Feargus Hetherington (born 1979 in Scotland) is a violinist and violist based in Glasgow. He has performed from an early age throughout Scotland and abroad. He arranges music, teaches and presents music workshops and seminars.

==Studies, teaching and coaching==

Hetherington studied at the Royal Conservatoire of Scotland and the Cleveland Institute of Music, Ohio, supported by a Cleveland Institute of Music Scholarship and a Caird Trust Travel Scholarship. He attended summer short courses abroad including the Starling-DeLay Symposium on Violin Studies at the Juilliard School and the Aria International Summer School. In 2001/2002 he was leader of the National Youth Orchestra of Scotland as they toured in Scotland, The Netherlands and Germany. From 2012 - 2014 he has participated in Total Immersion Seminars with Joseph Swensen, in Vermont, USA, supported by the Musicians Benevolent Fund and Creative Scotland (twice).

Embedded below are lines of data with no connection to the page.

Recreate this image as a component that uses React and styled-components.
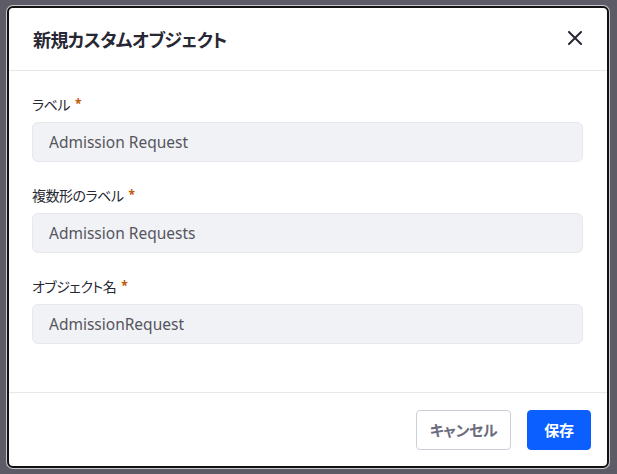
import styled, { createGlobalStyle } from "styled-components";

const GlobalStyle = createGlobalStyle`
    html, body {
        margin: 0;
        padding: 0;
        background: #5d5b66;
        font-family: "Noto Sans", "Noto Sans CJK JP", sans-serif;
    }
`;

const fields = [
    { label: "ラベル", value: "Admission Request" },
    { label: "複数形のラベル", value: "Admission Requests" },
    { label: "オブジェクト名", value: "AdmissionRequest" },
];

const App = () => {
    return (
        <>
            <GlobalStyle />
            <Backdrop>
                <Modal>
                    <Header>
                        <Title>新規カスタムオブジェクト</Title>
                        <CloseButton aria-label="close">
                            <svg width="14" height="14" viewBox="0 0 14 14">
                                <path d="M1 1L13 13M13 1L1 13" stroke="#272833" strokeWidth="2" strokeLinecap="round" />
                            </svg>
                        </CloseButton>
                    </Header>
                    <Body>
                        {fields.map((f) => (
                            <Field key={f.label}>
                                <Label>
                                    {f.label}
                                    <Required>*</Required>
                                </Label>
                                <Input defaultValue={f.value} />
                            </Field>
                        ))}
                    </Body>
                    <Footer>
                        <Button $width="95px">キャンセル</Button>
                        <Button $primary $width="64px">保存</Button>
                    </Footer>
                </Modal>
            </Backdrop>
        </>
    );
};

export default App;

const Backdrop = styled.div`
    width: 617px;
    height: 474px;
    padding: 6px 0 0 7px;
    box-sizing: border-box;
`;

const Modal = styled.div`
    width: 602px;
    height: 462px;
    box-sizing: border-box;
    background: #fff;
    border: 2px solid #111;
    border-radius: 6px;
    box-shadow: 0 0 0 1px #c9c9d0;
    display: flex;
    flex-direction: column;
`;

const Header = styled.div`
    height: 62px;
    border-bottom: 1px solid #e7e7ed;
    display: flex;
    align-items: center;
    justify-content: space-between;
    padding: 0 22px 0 24px;
    flex-shrink: 0;
`;

const Title = styled.h1`
    margin: 0;
    font-size: 18px;
    font-weight: 700;
    color: #272833;
    font-feature-settings: "palt";
    letter-spacing: -0.6px;
`;

const CloseButton = styled.button`
    background: none;
    border: none;
    padding: 0;
    width: 20px;
    height: 20px;
    display: flex;
    align-items: center;
    justify-content: center;
    margin-top: -2px;
`;

const Body = styled.div`
    flex: 1;
    padding: 25px 24px 0 23px;
    display: flex;
    flex-direction: column;
    gap: 25px;
`;

const Field = styled.div`
    display: flex;
    flex-direction: column;
    gap: 8px;
`;

const Label = styled.label`
    font-size: 14px;
    font-weight: 400;
    color: #272833;
    font-feature-settings: "palt";
    letter-spacing: -0.5px;
    line-height: 18px;
`;

const Required = styled.span`
    color: #c05600;
    margin-left: 5px;
    font-size: 12px;
    font-weight: 700;
    vertical-align: top;
    line-height: 15px;
`;

const Input = styled.input`
    height: 40px;
    box-sizing: border-box;
    width: 100%;
    background: #f1f2f5;
    border: 1px solid #e7e7ed;
    border-radius: 6px;
    padding: 0 16px;
    font-family: "Noto Sans", "Noto Sans CJK JP", sans-serif;
    font-size: 15.5px;
    color: #55555f;
    outline: none;
`;

const Footer = styled.div`
    height: 73px;
    border-top: 1px solid #e7e7ed;
    display: flex;
    align-items: center;
    justify-content: flex-end;
    gap: 16px;
    padding: 0 16px 0 0;
    flex-shrink: 0;
`;

const Button = styled.button`
    height: 40px;
    width: ${(p) => p.$width};
    box-sizing: border-box;
    padding: 0;
    border-radius: 4px;
    border: 1px solid ${(p) => (p.$primary ? "#0b5fff" : "#cdced9")};
    background: ${(p) => (p.$primary ? "#0b5fff" : "#fff")};
    color: ${(p) => (p.$primary ? "#fff" : "#6b6c7e")};
    font-family: "Noto Sans", "Noto Sans CJK JP", sans-serif;
    font-size: 15px;
    font-weight: 700;
    font-feature-settings: "palt";
    letter-spacing: -0.3px;
`;
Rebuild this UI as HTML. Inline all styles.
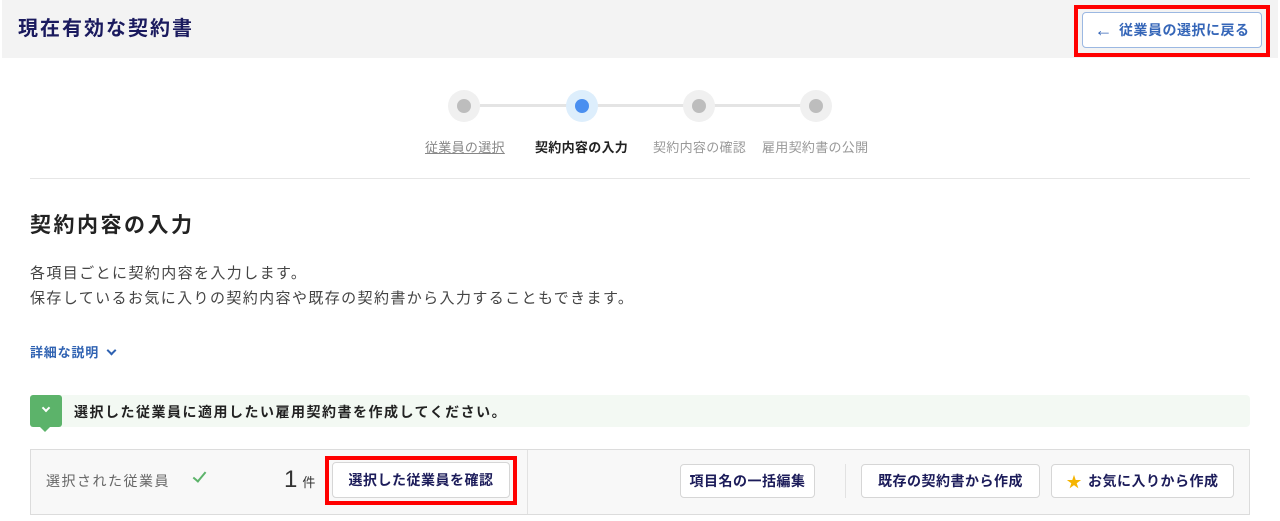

Hetherington teaches violin, viola and chamber music at the University of St Andrews, Scotland.

==Performance: solo and duo==

Hetherington has given unaccompanied recitals featuring works by major classical composers and by contemporary Scottish composers, some of which he has premiered. He has performed many of the major concertos with Scottish orchestras including Violin Concerto (Tchaikovsky), Violin Concerto (Elgar), Bruch's Scottish Fantasy, the Violin Concerto No. 1 (Bruch) with, and Autumn from Vivaldi's The Four Seasons. Hetherington had first performed this with the Scottish Bach Consort in 1996.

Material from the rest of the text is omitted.